PROBLEM STATEMENT
Retype exactly what runs from the first line of the data to the line with "string; value: 0", keeping both of those lines and skipping pictures.
"""
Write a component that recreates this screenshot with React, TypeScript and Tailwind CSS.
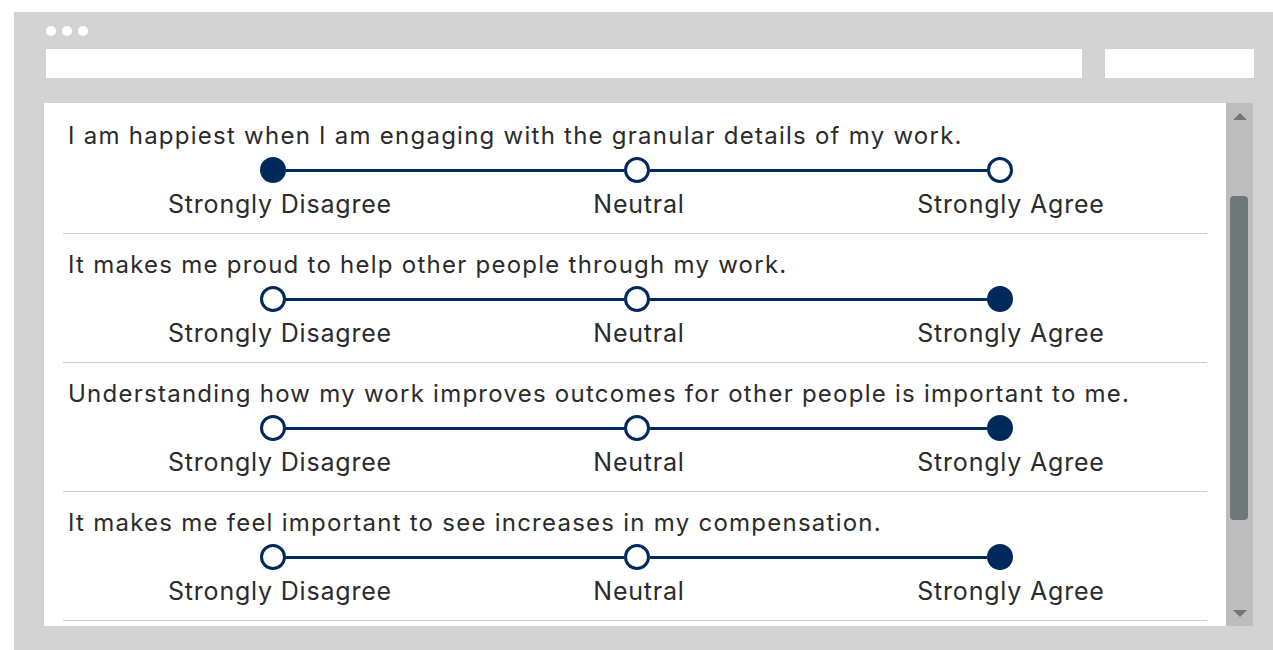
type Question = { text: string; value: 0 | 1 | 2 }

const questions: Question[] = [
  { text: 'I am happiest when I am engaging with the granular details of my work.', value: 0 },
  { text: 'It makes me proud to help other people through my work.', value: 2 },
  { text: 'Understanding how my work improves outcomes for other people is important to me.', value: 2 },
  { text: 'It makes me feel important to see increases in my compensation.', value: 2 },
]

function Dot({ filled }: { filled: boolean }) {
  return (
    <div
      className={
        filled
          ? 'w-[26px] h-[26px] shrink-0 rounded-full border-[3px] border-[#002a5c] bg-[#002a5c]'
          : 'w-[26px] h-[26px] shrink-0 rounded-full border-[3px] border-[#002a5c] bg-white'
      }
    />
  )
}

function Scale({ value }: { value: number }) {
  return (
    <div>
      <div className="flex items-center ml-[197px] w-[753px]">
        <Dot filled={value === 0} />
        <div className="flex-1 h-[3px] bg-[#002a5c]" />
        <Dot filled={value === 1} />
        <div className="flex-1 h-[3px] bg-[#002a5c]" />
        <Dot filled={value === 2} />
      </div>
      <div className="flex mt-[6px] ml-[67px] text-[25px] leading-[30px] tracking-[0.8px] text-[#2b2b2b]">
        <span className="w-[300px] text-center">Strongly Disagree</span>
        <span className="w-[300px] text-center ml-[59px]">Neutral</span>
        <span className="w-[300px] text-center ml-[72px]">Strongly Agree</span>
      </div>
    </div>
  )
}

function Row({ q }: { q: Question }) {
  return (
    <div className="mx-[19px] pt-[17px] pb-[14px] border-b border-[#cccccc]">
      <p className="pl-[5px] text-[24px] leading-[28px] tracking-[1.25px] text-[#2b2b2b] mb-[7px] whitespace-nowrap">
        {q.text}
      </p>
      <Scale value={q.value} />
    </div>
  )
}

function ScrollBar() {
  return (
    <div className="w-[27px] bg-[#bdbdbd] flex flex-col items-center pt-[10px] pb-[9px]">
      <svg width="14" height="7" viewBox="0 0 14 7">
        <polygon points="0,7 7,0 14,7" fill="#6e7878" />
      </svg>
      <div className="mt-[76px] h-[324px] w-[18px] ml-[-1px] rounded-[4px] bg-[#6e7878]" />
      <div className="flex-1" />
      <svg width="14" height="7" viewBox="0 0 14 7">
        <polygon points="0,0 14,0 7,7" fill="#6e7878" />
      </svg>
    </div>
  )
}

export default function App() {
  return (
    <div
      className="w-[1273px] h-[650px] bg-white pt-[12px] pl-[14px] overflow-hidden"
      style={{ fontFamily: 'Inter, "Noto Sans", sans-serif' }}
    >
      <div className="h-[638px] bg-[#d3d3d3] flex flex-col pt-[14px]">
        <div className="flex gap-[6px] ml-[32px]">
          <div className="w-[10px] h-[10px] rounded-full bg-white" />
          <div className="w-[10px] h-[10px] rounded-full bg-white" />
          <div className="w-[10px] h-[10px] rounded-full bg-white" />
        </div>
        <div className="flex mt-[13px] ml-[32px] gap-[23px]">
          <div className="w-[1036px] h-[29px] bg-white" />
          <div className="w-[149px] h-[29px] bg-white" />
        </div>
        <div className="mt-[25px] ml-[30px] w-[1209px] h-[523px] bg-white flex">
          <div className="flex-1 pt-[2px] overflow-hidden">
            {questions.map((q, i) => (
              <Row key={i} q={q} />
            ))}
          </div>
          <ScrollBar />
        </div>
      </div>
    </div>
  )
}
"""
FINISHED ANSWER
Write a component that recreates this screenshot with React, TypeScript and Tailwind CSS.
type Question = { text: string; value: 0 | 1 | 2 }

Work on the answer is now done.